Current Infrastructure is Not Enough
We can't accept a partial response to a structural shift
The systems we rely on to connect people to work were built for a different economy.
That infrastsructure assumed that jobs are stable, roles are well-defined, and fit can be inferred from credentials, titles, and past experience. They assume that if we optimize matching speed and volume, good outcomes will follow. For a long time, that approximation was good enough. In the AI economy, it isn’t.
Work is changing faster, roles are more fluid, and the cost of poor matches is higher on both sides. Workers don’t want to churn through jobs that don’t fit. Employers don’t want to absorb the cost (financial, operational, and cultural) of constant turnover. Endurance matters now, not just placement.
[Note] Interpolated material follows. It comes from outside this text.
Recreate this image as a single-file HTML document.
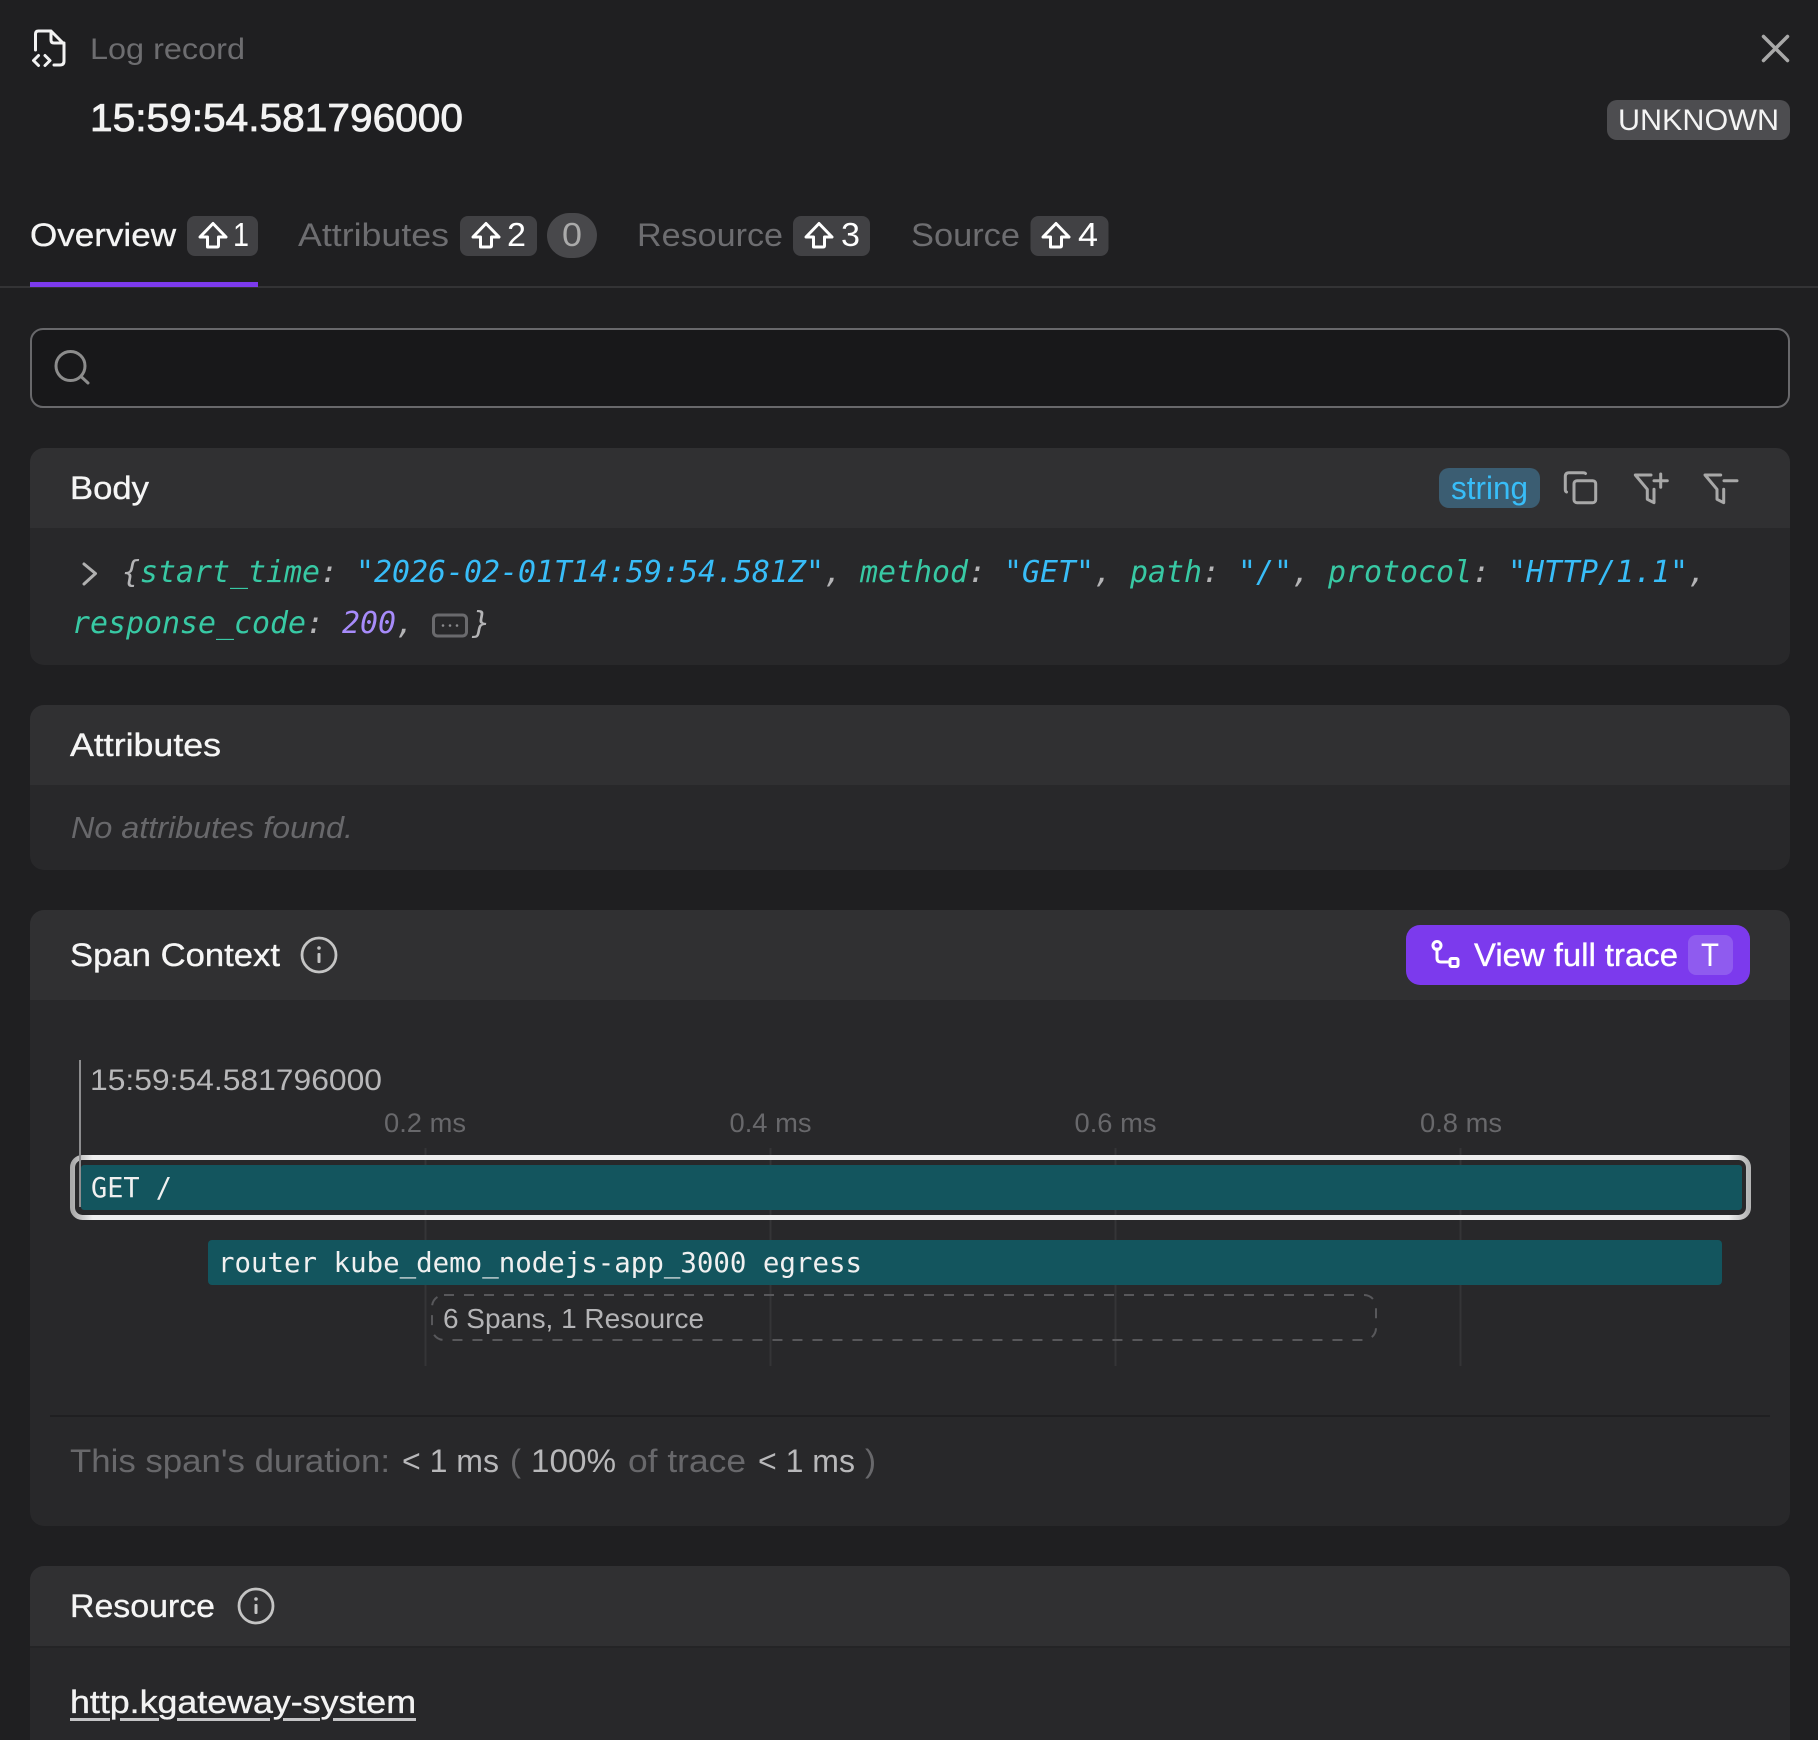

Gray collar roles make this especially clear. These jobs often require certifications and relevant education, but they also depend on something harder to capture: judgment, interest, adaptability, and personal ethos. They succeed when the work aligns not just with what someone can do, but with how they prefer to work and what they are willing to be accountable for.
Today’s infrastructure struggles with this on both sides. Workers have little support in developing real insight into themselves and the kinds of careers that would suit them over time. Employers struggle to ask for, interpret, and trust anything beyond surface-level signals. Conveying this kind of insight, honestly and credibly, is difficult for everyone involved.
We will try to retrofit existing platforms and processes. Some improvements will help. But these are partial responses to a structural shift.
The demands of the AI economy require new beginnings, new ways of understanding people, new ways of describing work, and new connective tissue between the two. Without that, we will keep optimizing systems that no longer match the reality they are meant to serve.
Let’s treat this as a signal that something new needs to be built.